** BEGIN **
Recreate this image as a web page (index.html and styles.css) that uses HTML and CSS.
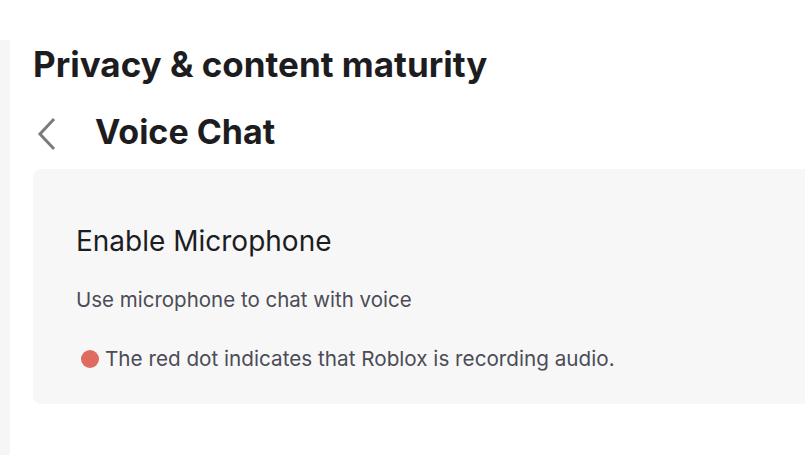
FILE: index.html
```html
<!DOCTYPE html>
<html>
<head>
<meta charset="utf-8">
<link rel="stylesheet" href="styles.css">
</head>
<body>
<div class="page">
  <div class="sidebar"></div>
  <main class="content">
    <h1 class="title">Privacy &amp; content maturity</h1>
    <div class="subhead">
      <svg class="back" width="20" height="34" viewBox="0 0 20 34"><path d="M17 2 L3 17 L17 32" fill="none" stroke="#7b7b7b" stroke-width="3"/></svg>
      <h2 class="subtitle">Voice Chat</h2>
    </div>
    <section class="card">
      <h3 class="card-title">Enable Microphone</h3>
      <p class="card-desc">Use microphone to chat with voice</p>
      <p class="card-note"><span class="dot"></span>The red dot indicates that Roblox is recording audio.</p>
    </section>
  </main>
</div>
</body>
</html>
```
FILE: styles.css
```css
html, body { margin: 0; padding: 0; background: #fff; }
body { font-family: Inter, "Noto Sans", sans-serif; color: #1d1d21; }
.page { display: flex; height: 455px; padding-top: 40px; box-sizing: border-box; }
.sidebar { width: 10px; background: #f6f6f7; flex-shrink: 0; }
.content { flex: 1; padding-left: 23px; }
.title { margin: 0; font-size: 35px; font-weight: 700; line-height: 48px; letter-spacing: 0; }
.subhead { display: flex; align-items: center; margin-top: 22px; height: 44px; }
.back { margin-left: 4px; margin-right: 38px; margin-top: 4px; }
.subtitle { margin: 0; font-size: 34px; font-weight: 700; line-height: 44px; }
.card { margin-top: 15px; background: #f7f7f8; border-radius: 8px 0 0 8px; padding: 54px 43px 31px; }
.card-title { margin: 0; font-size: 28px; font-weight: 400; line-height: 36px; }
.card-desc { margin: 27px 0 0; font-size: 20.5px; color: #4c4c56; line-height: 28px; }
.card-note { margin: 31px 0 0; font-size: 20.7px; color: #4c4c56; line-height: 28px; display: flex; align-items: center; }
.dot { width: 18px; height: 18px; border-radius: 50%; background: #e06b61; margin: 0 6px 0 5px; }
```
** END **
** BEGIN **
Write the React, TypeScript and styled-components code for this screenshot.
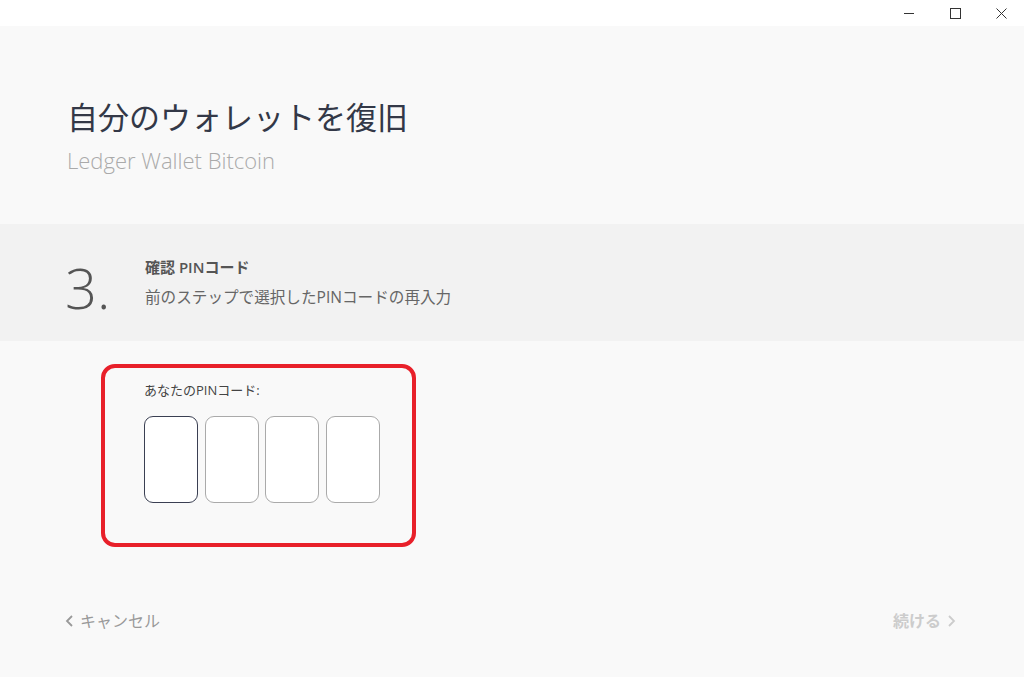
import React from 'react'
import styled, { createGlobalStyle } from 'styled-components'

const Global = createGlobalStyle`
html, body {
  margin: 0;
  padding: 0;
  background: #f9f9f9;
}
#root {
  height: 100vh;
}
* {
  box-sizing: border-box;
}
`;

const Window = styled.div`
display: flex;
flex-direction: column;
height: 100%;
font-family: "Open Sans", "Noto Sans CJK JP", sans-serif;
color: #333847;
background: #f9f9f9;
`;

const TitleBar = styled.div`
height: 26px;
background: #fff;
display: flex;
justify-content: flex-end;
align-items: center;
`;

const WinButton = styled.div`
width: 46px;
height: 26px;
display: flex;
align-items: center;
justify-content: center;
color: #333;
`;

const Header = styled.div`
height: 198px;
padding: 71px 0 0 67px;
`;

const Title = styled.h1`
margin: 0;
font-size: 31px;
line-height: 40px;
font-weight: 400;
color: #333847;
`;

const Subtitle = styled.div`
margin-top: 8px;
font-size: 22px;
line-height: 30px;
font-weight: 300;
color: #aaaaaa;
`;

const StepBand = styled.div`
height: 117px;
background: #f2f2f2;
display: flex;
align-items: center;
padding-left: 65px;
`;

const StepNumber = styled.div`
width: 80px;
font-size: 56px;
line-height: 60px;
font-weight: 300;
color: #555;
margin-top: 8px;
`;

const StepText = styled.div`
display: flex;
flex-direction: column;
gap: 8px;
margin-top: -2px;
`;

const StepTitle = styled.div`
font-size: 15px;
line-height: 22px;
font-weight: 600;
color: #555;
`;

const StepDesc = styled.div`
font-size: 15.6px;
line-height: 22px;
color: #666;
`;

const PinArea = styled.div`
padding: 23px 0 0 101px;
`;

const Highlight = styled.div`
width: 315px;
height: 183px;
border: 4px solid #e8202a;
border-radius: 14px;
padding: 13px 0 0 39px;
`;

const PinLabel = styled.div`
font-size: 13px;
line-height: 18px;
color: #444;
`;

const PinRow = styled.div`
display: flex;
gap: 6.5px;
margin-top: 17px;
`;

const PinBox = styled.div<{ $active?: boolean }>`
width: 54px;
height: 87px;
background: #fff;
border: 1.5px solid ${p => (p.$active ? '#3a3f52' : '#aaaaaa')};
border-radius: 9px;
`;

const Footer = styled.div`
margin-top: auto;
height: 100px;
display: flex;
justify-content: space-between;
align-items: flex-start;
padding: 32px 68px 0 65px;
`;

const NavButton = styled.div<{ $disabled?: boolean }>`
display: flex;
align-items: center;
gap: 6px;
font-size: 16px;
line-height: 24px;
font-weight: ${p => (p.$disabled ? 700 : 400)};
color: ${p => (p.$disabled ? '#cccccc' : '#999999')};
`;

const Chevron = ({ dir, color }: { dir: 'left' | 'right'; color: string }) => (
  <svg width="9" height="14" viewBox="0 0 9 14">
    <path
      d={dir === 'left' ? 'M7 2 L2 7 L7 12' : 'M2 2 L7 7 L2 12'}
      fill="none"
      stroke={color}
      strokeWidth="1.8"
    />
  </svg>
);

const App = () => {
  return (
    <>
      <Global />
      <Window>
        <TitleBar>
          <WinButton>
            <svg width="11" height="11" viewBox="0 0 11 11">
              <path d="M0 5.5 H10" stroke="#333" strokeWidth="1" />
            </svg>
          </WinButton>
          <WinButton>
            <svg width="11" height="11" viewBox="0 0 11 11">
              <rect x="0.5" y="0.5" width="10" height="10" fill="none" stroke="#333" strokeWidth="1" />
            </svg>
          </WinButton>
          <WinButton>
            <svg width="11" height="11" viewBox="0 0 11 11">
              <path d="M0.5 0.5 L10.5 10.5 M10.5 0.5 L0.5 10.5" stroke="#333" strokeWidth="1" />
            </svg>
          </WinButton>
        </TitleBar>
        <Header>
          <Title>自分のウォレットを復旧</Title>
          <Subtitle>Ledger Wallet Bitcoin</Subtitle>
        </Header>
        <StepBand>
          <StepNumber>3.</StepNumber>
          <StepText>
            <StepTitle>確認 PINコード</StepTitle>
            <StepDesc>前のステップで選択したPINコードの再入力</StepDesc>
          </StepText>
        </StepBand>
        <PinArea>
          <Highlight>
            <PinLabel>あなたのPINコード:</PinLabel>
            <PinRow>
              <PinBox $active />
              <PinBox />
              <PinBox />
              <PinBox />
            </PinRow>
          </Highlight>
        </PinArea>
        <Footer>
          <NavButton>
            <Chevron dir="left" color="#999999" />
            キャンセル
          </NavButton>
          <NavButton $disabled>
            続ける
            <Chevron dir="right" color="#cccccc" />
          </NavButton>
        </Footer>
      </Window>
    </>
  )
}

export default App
** END **
Choose all lines containing the string "this" and copy them out.

Recreate this image as a web page (index.html and styles.css) that uses HTML and CSS.
Write the React, TypeScript and styled-components code for this screenshot.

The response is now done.